The salient point: Shifts + XORs leak bits + are by nature ^that^ easily reversible, which is why PRNGs are NOT cryptographically secure.
+ 7
Most computer generated random numbers use pseudorandom number generators
https://en.m.wikipedia.org/wiki/Random_number_generation
+ 7
Kirk Schafer wow that's cool!
+ 4
Yash Kandalkar This is more complex than I had imagined!
+ 3
I wanted to add: pRNG's are deterministic. If you provide the same initialization (the 'seed'), they always generate the same "randomish" sequence.
In the code, the only independent is the initial seed config. After that, new seeds generate from the old ones in an unbroken chain.
Like crypto, the algorithms are public; know the seed, predict the sequence.
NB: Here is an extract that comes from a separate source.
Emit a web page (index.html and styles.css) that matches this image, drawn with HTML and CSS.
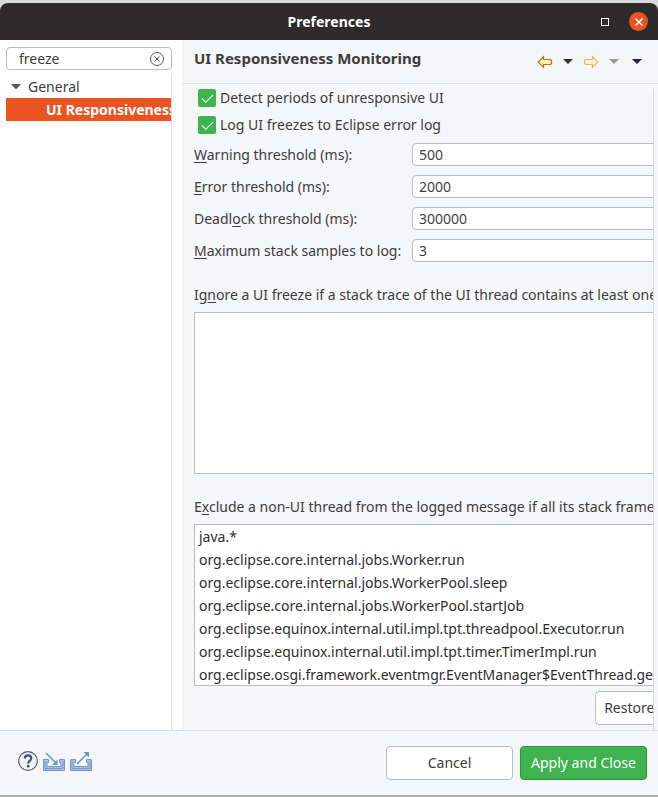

That's why this code works (the seed is just 42 for an unbroken chain of rnd calls):
https://code.sololearn.com/cUvmAKbgz5T3/?ref=app
*** Significance ***
~ Public seeds make the Microsoft version trivial (c#; sync up with no analysis)
~ c/c++ default to a 0 seed (so devs forget)
~ javascript uses "auto un-settable private seeds" (but they're derivable)
~ Devs overwhelmingly use the system timer for a seed
+ pRNGs are designed to be fast (good for bruteforcing)
+ ...then if you can guess a system's/process's uptime (whoops)